Comparative Transaction Analysis
Ishbia’s historical trading patterns provide context for evaluating this particular disposition. The 1.6 million share sale exceeds the median size of his prior open-market transactions, which averaged approximately 1.2 million shares. However, the absolute transaction magnitude reflects constrained seller capacity rather than strategic escalation in trade aggressiveness—his remaining direct shareholding of 279,989 shares represents a substantially reduced equity base compared to historical holding periods.
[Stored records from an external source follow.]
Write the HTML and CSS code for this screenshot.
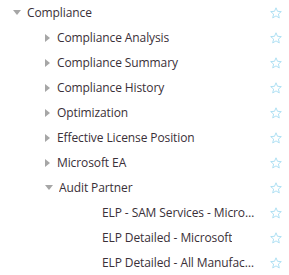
FILE: index.html
```html
<!DOCTYPE html>
<html>
<head>
<meta charset="utf-8">
<link rel="stylesheet" href="styles.css">
</head>
<body>
<ul class="tree">
  <li class="row lvl0"><span class="tw open"></span><span class="label">Compliance</span><svg class="star" viewBox="0 0 12 12"><path d="M6 0.8 L7.5 4.3 L11.3 4.6 L8.4 7.1 L9.3 10.9 L6 8.9 L2.7 10.9 L3.6 7.1 L0.7 4.6 L4.5 4.3 Z"/></svg></li>
  <li class="row lvl1"><span class="tw"></span><span class="label">Compliance Analysis</span><svg class="star" viewBox="0 0 12 12"><path d="M6 0.8 L7.5 4.3 L11.3 4.6 L8.4 7.1 L9.3 10.9 L6 8.9 L2.7 10.9 L3.6 7.1 L0.7 4.6 L4.5 4.3 Z"/></svg></li>
  <li class="row lvl1"><span class="tw"></span><span class="label">Compliance Summary</span><svg class="star" viewBox="0 0 12 12"><path d="M6 0.8 L7.5 4.3 L11.3 4.6 L8.4 7.1 L9.3 10.9 L6 8.9 L2.7 10.9 L3.6 7.1 L0.7 4.6 L4.5 4.3 Z"/></svg></li>
  <li class="row lvl1"><span class="tw"></span><span class="label">Compliance History</span><svg class="star" viewBox="0 0 12 12"><path d="M6 0.8 L7.5 4.3 L11.3 4.6 L8.4 7.1 L9.3 10.9 L6 8.9 L2.7 10.9 L3.6 7.1 L0.7 4.6 L4.5 4.3 Z"/></svg></li>
  <li class="row lvl1"><span class="tw"></span><span class="label">Optimization</span><svg class="star" viewBox="0 0 12 12"><path d="M6 0.8 L7.5 4.3 L11.3 4.6 L8.4 7.1 L9.3 10.9 L6 8.9 L2.7 10.9 L3.6 7.1 L0.7 4.6 L4.5 4.3 Z"/></svg></li>
  <li class="row lvl1"><span class="tw"></span><span class="label">Effective License Position</span><svg class="star" viewBox="0 0 12 12"><path d="M6 0.8 L7.5 4.3 L11.3 4.6 L8.4 7.1 L9.3 10.9 L6 8.9 L2.7 10.9 L3.6 7.1 L0.7 4.6 L4.5 4.3 Z"/></svg></li>
  <li class="row lvl1"><span class="tw"></span><span class="label">Microsoft EA</span><svg class="star" viewBox="0 0 12 12"><path d="M6 0.8 L7.5 4.3 L11.3 4.6 L8.4 7.1 L9.3 10.9 L6 8.9 L2.7 10.9 L3.6 7.1 L0.7 4.6 L4.5 4.3 Z"/></svg></li>
  <li class="row lvl1"><span class="tw open"></span><span class="label">Audit Partner</span><svg class="star" viewBox="0 0 12 12"><path d="M6 0.8 L7.5 4.3 L11.3 4.6 L8.4 7.1 L9.3 10.9 L6 8.9 L2.7 10.9 L3.6 7.1 L0.7 4.6 L4.5 4.3 Z"/></svg></li>
  <li class="row lvl2"><span class="label">ELP - SAM Services - Microsoft</span><svg class="star" viewBox="0 0 12 12"><path d="M6 0.8 L7.5 4.3 L11.3 4.6 L8.4 7.1 L9.3 10.9 L6 8.9 L2.7 10.9 L3.6 7.1 L0.7 4.6 L4.5 4.3 Z"/></svg></li>
  <li class="row lvl2"><span class="label">ELP Detailed - Microsoft</span><svg class="star" viewBox="0 0 12 12"><path d="M6 0.8 L7.5 4.3 L11.3 4.6 L8.4 7.1 L9.3 10.9 L6 8.9 L2.7 10.9 L3.6 7.1 L0.7 4.6 L4.5 4.3 Z"/></svg></li>
  <li class="row lvl2"><span class="label">ELP Detailed - All Manufacturers</span><svg class="star" viewBox="0 0 12 12"><path d="M6 0.8 L7.5 4.3 L11.3 4.6 L8.4 7.1 L9.3 10.9 L6 8.9 L2.7 10.9 L3.6 7.1 L0.7 4.6 L4.5 4.3 Z"/></svg></li>
</ul>
</body>
</html>
```
FILE: styles.css
```css
html, body { margin: 0; padding: 0; background: #fff; }
.tree {
  list-style: none; margin: 0; padding: 0;
  font-family: "Open Sans", "Noto Sans", sans-serif;
  font-size: 12px; color: #3a3038; letter-spacing: -0.1px;
}
.row { display: flex; align-items: center; height: 25px; padding-right: 7px; }
.lvl0 { padding-left: 13px; }
.lvl1 { padding-left: 45px; }
.lvl2 { padding-left: 102px; }
.tw { width: 0; height: 0; margin-right: 7px; flex: none;
  border-top: 4px solid transparent; border-bottom: 4px solid transparent;
  border-left: 5px solid #a6a6a6; }
.tw.open { border-left: 4px solid transparent; border-right: 4px solid transparent;
  border-top: 5px solid #a6a6a6; border-bottom: 0; margin-right: 6px; }
.label { flex: 1; min-width: 0; white-space: nowrap; overflow: hidden; text-overflow: ellipsis; }
.lvl2 .label { flex: 0 1 auto; max-width: 156px; margin-right: auto; }
.star { width: 12px; height: 12px; flex: none; margin-left: 8px;
  fill: none; stroke: #a6dcf2; stroke-width: 0.9; stroke-linejoin: round; }
```
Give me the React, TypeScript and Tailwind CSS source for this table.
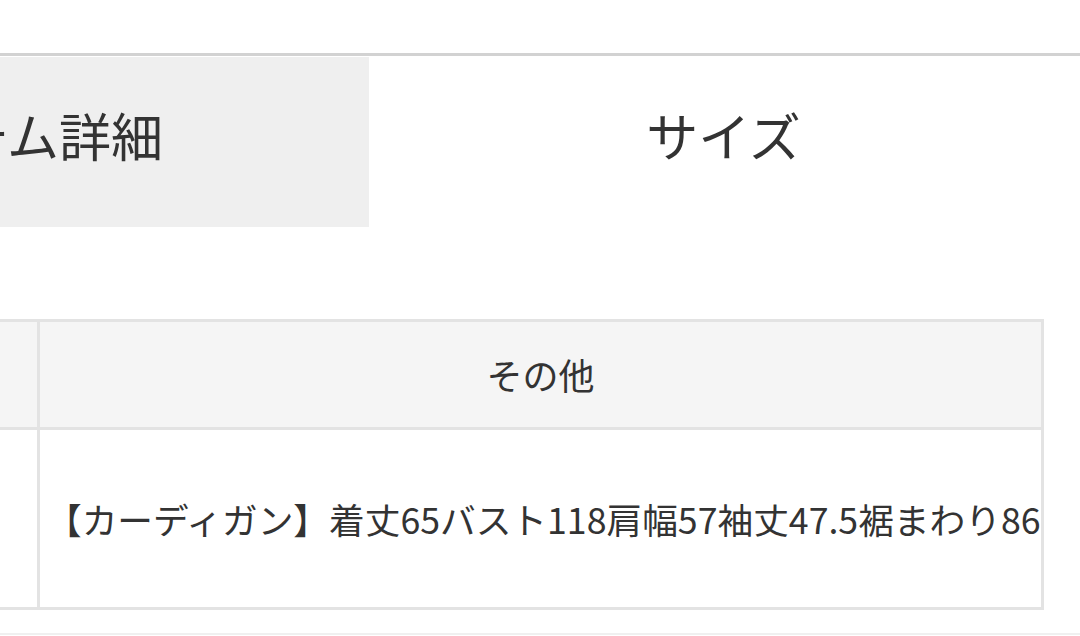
import React from "react";

const font = { fontFamily: '"Noto Sans CJK JP", "Noto Sans", sans-serif' };

const App = () => {
  return (
    <div
      className="w-[1080px] h-[636px] overflow-hidden bg-white text-[#333333]"
      style={font}
    >
      <div className="h-[53px]" />
      <div className="border-t-[3px] border-[#d2d2d2]" />
      {/* tabs */}
      <div className="flex ml-[-340px] mt-[1px]">
        <div className="w-[709px] h-[170px] bg-[#efefef] flex items-center justify-center pb-[14px] pr-[10px] text-[52px] leading-none">
          アイテム詳細
        </div>
        <div className="w-[709px] h-[170px] flex items-center justify-center pb-[14px] text-[52px] leading-none">
          サイズ
        </div>
      </div>

      {/* size table */}
      <div className="mt-[92px] ml-[-200px] w-[1244px] border-[3px] border-[#e3e3e3]">
        <div className="flex h-[108px] bg-[#f5f5f5] border-b-[3px] border-[#e3e3e3]">
          <div className="w-[237px] border-r-[3px] border-[#e3e3e3]" />
          <div className="flex-1 flex items-center justify-center pb-[2px] text-[36px]">
            その他
          </div>
        </div>
        <div className="flex h-[177px]">
          <div className="w-[237px] border-r-[3px] border-[#e3e3e3]" />
          <div className="flex-1 flex items-center pl-[6px] text-[35.7px] whitespace-nowrap">
            【カーディガン】着丈65バスト118肩幅57袖丈47.5裾まわり86
          </div>
        </div>
      </div>
      <div className="mt-[23px] border-t-[2px] border-[#f0f0f0]" />
    </div>
  );
};

export default App;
UWM Holdings: Operational Framework and Market Position
UWM Holdings operates as America’s premier wholesale mortgage lender, channeling residential mortgage originations through a distributed network of mortgage brokers rather than direct-to-consumer retail channels. The company specializes in conforming mortgages alongside government-backed loan products, leveraging technological infrastructure and operational scale to process loan volumes with efficiency.
The company’s financial profile (on a trailing twelve-month basis) includes revenue of $2.7 billion and net income of $16.89 million. The dividend yield stands at 9.05%, providing income-focused investors with meaningful yield characteristics despite equity price volatility.
The Broader Implication
Insider share dispositions carry inherent ambiguity—they simultaneously reflect portfolio rebalancing needs, tax planning considerations, and potential loss of confidence in near-term prospects. In Ishbia’s case, maintaining substantial indirect equity exposure through SFS Corp.'s 10% holding, coupled with continued direct ownership of 280,000 shares, suggests continued meaningful skin-in-the-game rather than wholesale conviction abandonment.
The transaction timing—occurring post-earnings during a period of positive market reception—aligns more readily with opportunistic portfolio management than distress selling. Nevertheless, investors tracking insider activity should monitor subsequent filing periods to assess whether this represents an isolated adjustment or the initiation of a broader liquidation trend by company leadership.
For a wholesale mortgage lender navigating post-rate-cut market dynamics, management attention remains firmly fixed on loan origination volume, borrower acquisition economics, and interest rate margin sustainability. The $9.4 million share sale, while worth noting, ultimately reflects individual financial decision-making rather than fundamental business deterioration signals.